The news site of Miami Palmetto Senior High School

Show The Drummer Some Love

April 18, 2018

As inseparable as the Olsen twins and as complementary as the sun and the moon, film and music project a connection that refuses to be ignored. Between visual albums and best score nominations, movies and music have always shared a bond, interlacing beyond the standard soundtrack or music video. However, one form of collision often overlooked by film and music critics alike is the brilliantly fortified and viscerally electrified bands in film that, on more than one occasion, manage to steal the show.

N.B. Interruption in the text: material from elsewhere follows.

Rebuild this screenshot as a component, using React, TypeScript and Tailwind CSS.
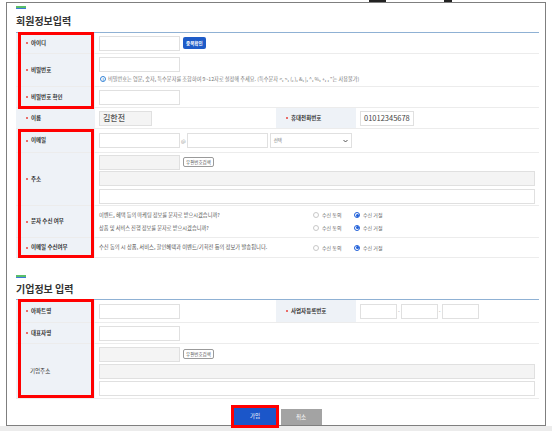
import React from "react";

const font = { fontFamily: '"Noto Sans CJK KR", "Noto Sans", sans-serif' };

function Req() {
  return <span className="mr-[3px] inline-block h-[2px] w-[2px] rounded-full bg-[#e8403a]" />;
}

function Label({ text, req = true, w = "w-[79px]" }: { text: string; req?: boolean; w?: string }) {
  return (
    <div className={`${w} flex shrink-0 items-center bg-[#eef2f7] pl-[10px] text-[5.5px] font-bold text-[#333]`}>
      {req && <Req />}
      <span className={req ? "" : "pl-[4px] font-normal"}>{text}</span>
    </div>
  );
}

function Input({ w = "w-[81px]", gray = false, children }: { w?: string; gray?: boolean; children?: React.ReactNode }) {
  return (
    <div
      className={`${w} flex h-[15px] shrink-0 items-center border border-[#e0e0e0] px-[3px] ${gray ? "bg-[#f4f4f4]" : "bg-white"}`}
    >
      {children}
    </div>
  );
}

function ZipButton() {
  return (
    <div className="ml-[3px] flex h-[10px] items-center rounded-[2px] border border-[#9a9a9a] bg-white px-[2px] text-[4.5px] text-[#555]">
      우편번호검색
    </div>
  );
}

function Radio({ on, text }: { on?: boolean; text: string }) {
  return (
    <div className="flex w-[41px] items-center gap-[3px]">
      {on ? (
        <span className="flex h-[6px] w-[6px] items-center justify-center rounded-full border border-[#1d5ed8] bg-white">
          <span className="h-[3px] w-[3px] rounded-full bg-[#1d5ed8]" />
        </span>
      ) : (
        <span className="h-[6px] w-[6px] rounded-full border border-[#c8c8c8] bg-white" />
      )}
      <span className="text-[5px] text-[#666]">{text}</span>
    </div>
  );
}

function Radios() {
  return (
    <div className="flex items-center">
      <Radio text="수신 동의" />
      <Radio on text="수신 거절" />
    </div>
  );
}

// box-sizing is border-box, so h includes the bottom separator
function Row({ h, children }: { h: string; children: React.ReactNode }) {
  return <div className={`${h} flex border-b border-[#ececec]`}>{children}</div>;
}

function Title({ text, h }: { text: string; h: string }) {
  return (
    <>
      <div className="flex w-[10px] flex-col">
        <div className="h-[2px] bg-[#5bbf6a]" />
        <div className="h-[1px] bg-[#3d7bd9]" />
      </div>
      <div className={`${h} flex items-center text-[10px] font-bold text-[#333]`}>{text}</div>
    </>
  );
}

export default function App() {
  return (
    <div className="relative flex h-[431px] w-[552px] flex-col overflow-hidden bg-white" style={font}>
      <div className="h-[2px] shrink-0" />
      <div className="mx-[6px] h-[424px] shrink-0 overflow-hidden border border-[#7f7f7f] bg-white pl-[9px] pr-[6px]">
        <div className="h-[3px]" />
        <Title text="회원정보입력" h="h-[23px]" />
        <div className="border-t border-[#8fb1d4]">
          <Row h="h-[21px]">
            <Label text="아이디" />
            <div className="flex flex-1 items-center pl-[4px]">
              <Input />
              <div className="ml-[3px] flex h-[12px] items-center rounded-[2px] bg-[#1f5cc8] px-[3px] text-[4.5px] font-bold text-white">
                중복확인
              </div>
            </div>
          </Row>
          <Row h="h-[33px]">
            <Label text="비밀번호" />
            <div className="flex flex-1 flex-col justify-center gap-[3px] pl-[4px]">
              <Input />
              <div className="flex items-center gap-[2px] pl-[1px]">
                <span className="flex h-[6px] w-[6px] items-center justify-center rounded-full border border-[#3a86d6] text-[4px] font-bold leading-none text-[#3a86d6]">
                  i
                </span>
                <span className="text-[5.2px] text-[#777]">
                  비밀번호는 영문, 숫자, 특수문자를 조합하여 9~12자로 설정해 주세요. (특수문자 &lt;, &gt;, (, ), &amp;, |, ^, %, +, , "는 사용불가)
                </span>
              </div>
            </div>
          </Row>
          <Row h="h-[21px]">
            <Label text="비밀번호 확인" />
            <div className="flex flex-1 items-center pl-[4px]">
              <Input />
            </div>
          </Row>
          <Row h="h-[21px]">
            <Label text="이름" />
            <div className="flex w-[181px] items-center pl-[4px]">
              <Input w="w-[53px]" gray>
                <span className="text-[8px] font-medium text-[#555]">김한전</span>
              </Input>
            </div>
            <Label text="휴대전화번호" w="w-[80px]" />
            <div className="flex flex-1 items-center pl-[4px]">
              <Input w="w-[54px]">
                <span className="text-[7.5px] text-[#444]">01012345678</span>
              </Input>
            </div>
          </Row>
          <Row h="h-[24px]">
            <Label text="이메일" />
            <div className="flex flex-1 items-center pl-[4px]">
              <Input />
              <span className="mx-[1px] text-[5px] text-[#888]">@</span>
              <Input />
              <div className="ml-[2px] flex h-[15px] w-[82px] items-center justify-between border border-[#e0e0e0] px-[3px]">
                <span className="text-[4.5px] text-[#777]">선택</span>
                <svg width="5" height="4" viewBox="0 0 10 8">
                  <path d="M1 2 L5 6 L9 2" fill="none" stroke="#444" strokeWidth="1.8" />
                </svg>
              </div>
            </div>
          </Row>
          <Row h="h-[53px]">
            <Label text="주소" />
            <div className="flex flex-1 flex-col justify-center gap-[1px] pl-[4px] pr-[4px]">
              <div className="flex items-center">
                <Input gray />
                <ZipButton />
              </div>
              <Input w="w-full" gray />
              <div className="h-[1px]" />
              <Input w="w-full" />
            </div>
          </Row>
          <Row h="h-[32px]">
            <Label text="문자 수신 여부" />
            <div className="flex flex-1 flex-col justify-center gap-[5px] pl-[4px]">
              <div className="flex items-center">
                <span className="w-[214px] text-[5.2px] text-[#555]">이벤트, 혜택 등의 마케팅 정보를 문자로 받으시겠습니까?</span>
                <Radios />
              </div>
              <div className="flex items-center">
                <span className="w-[214px] text-[5.2px] text-[#555]">상품 및 서비스 진행 정보를 문자로 받으시겠습니까?</span>
                <Radios />
              </div>
            </div>
          </Row>
          <Row h="h-[20px]">
            <Label text="이메일 수신여부" />
            <div className="flex flex-1 items-center pl-[4px]">
              <span className="w-[214px] text-[5.3px] text-[#555]">
                수신 동의 시 상품, 서비스, 할인혜택과 이벤트/기획전 등의 정보가 발송됩니다.
              </span>
              <Radios />
            </div>
          </Row>
        </div>

        <div className="h-[17px]" />
        <Title text="기업정보 입력" h="h-[21px]" />
        <div className="border-t border-[#8fb1d4]">
          <Row h="h-[23px]">
            <Label text="아파트명" />
            <div className="flex w-[181px] items-center pl-[4px]">
              <Input />
            </div>
            <Label text="사업자등록번호" w="w-[80px]" />
            <div className="flex flex-1 items-center pl-[4px]">
              <Input w="w-[37px]" />
              <span className="mx-[1px] text-[5px] text-[#888]">-</span>
              <Input w="w-[37px]" />
              <span className="mx-[1px] text-[5px] text-[#888]">-</span>
              <Input w="w-[37px]" />
            </div>
          </Row>
          <Row h="h-[21px]">
            <Label text="대표자명" />
            <div className="flex flex-1 items-center pl-[4px]">
              <Input />
            </div>
          </Row>
          <Row h="h-[55px]">
            <Label text="기업주소" req={false} />
            <div className="flex flex-1 flex-col justify-center gap-[2px] pl-[4px] pr-[4px]">
              <div className="flex items-center">
                <Input gray />
                <ZipButton />
              </div>
              <Input w="w-full" gray />
              <Input w="w-full" />
            </div>
          </Row>
        </div>

        <div className="mt-[8px] flex justify-center gap-[4px]">
          <div className="flex h-[18px] w-[43px] items-center justify-center bg-[#1b56c9] text-[5.5px] text-white">가입</div>
          <div className="mt-[2px] flex h-[16px] w-[41px] items-center justify-center bg-[#a3a3a3] text-[5.5px] text-white">
            취소
          </div>
        </div>
      </div>
      <div className="flex-1 bg-[#ececec]" />

      {/* red highlight boxes */}
      <div className="pointer-events-none absolute left-[18px] top-[32px] h-[77px] w-[76px] border-[3px] border-[#ff0000]" />
      <div className="pointer-events-none absolute left-[18px] top-[129px] h-[129px] w-[76px] border-[3px] border-[#ff0000]" />
      <div className="pointer-events-none absolute left-[18px] top-[299px] h-[99px] w-[76px] border-[3px] border-[#ff0000]" />
      <div className="pointer-events-none absolute left-[231px] top-[405px] h-[23px] w-[48px] border-[3px] border-[#ff0000]" />

      {/* cut-off marks at top edge */}
      <div className="absolute left-[369px] top-0 h-[2px] w-[17px] bg-[#222]" />
      <div className="absolute left-[444px] top-0 h-[2px] w-[8px] bg-[#222]" />
    </div>
  );
}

The most remarkable of these bands, from my experience, tend to wean on the side of punk rock music in its many forms. Though the fishnets, safety pins and vibrant hair spikes do not always stud the movie screen, the energy remains, encapsulating the anarchist aura of the punk movement. The defining moment for on-screen punk rock fiends lies within one performance ‒ one moment where the song supersedes the storyline, the characters and the movie itself. More often than not, the fictional band and its legacy will transcend the fabricated trappings of a film’s fantasy world.

Here are just a few of the fictional punk bands we wish would rock on, even after the director yells cut.


Freaky Friday (2003) remains my first encounter with this phenomenon. Though the movie centers around a supernatural body switch between a teenage daughter and her chronically exhausted mother, the huge takeaway is not to appreciate others’ perspectives (as director Mark Waters had intended) but rather to not let anything ‒ not even a gypsy curse-esque body switch ‒ keep you from winning the Battle of the Bands. Formally known as Pink Slip, daughter Anna Coleman’s punk group performs “Take Me Away” at the climax of the film. The song immediately became an anthem of the early 2000s punk scene with its utterly irresistible hook and guitar solo, masterfully delivered by the duchess of y2k culture: Lindsay Lohan.

The greater majority of film buffs recognize Edgar Wright from his critically-acclaimed directorial work on Baby Driver – however I argue that his greatest contribution to film is the masterpiece that is The Clash At Demonhead: the fictional band featured in Scott Pilgrim vs. the World made up entirely of the film’s villains. Their star performance of “Black Sheep” not only introduces lustrous antagonists Envy Adams and Todd Ingram but additionally sets the entire plot in motion in the best way Wright knew how: a pop punk riot in the form of a bleached blonde Brie Larson. The film vessels that the track’s memorability is its scarcity, for Wright has greatly disserviced the music industry by keeping “Black Sheep” off the Scott Pilgrim soundtrack. In many ways, the song’s availability – or lack thereof – only adds to its glory.

The next honoree forces a conversation I was hoping would never have to be brought up. Green Room (2015) tells the story of borderline-metal band The Ain’t Rights and their fight for survival after its members are kept hostage in a Nazi-affiliated bar. Unknowingly performing “Nazi Punks, F*** Off” at the start of the film might have been the band’s first downfall, but I refuse to let their stardom be overshadowed by the subsequent events in the movie – though they probably forgot all about the song by the time the Nazis threatened dismemberment. The reason I find this timeless film and marvelous band so difficult to discuss comes from my emotional instability surrounding The Ain’t Rights’ lead guitarist and Green Room protagonist: Anton Yelchin. After suffering from blunt traumatic asphyxia, Yelchin passed in 2016 at the age of 27, with his starring role in Thoroughbreds (2018) yet to be released. This makes The Ain’t Rights from Green Room even more significant, for his memory lies within his countless contributions to film, including the indisputable banger that is “Nazi Punks, F*** Off.”

My slim selection of punk maestros only scratches the surface. Bands like The Stains of Ladies and Gentlemen, the Fabulous Stains (1982) or the Stiff Dylans from Angus, Thongs and Perfect Snogging (2008) delve into another entirely unappreciated film element. It is important we highlight directors and filmmakers that put such detail into their movies, making sure even something as overlooked as the token punk band is crafted to perfection.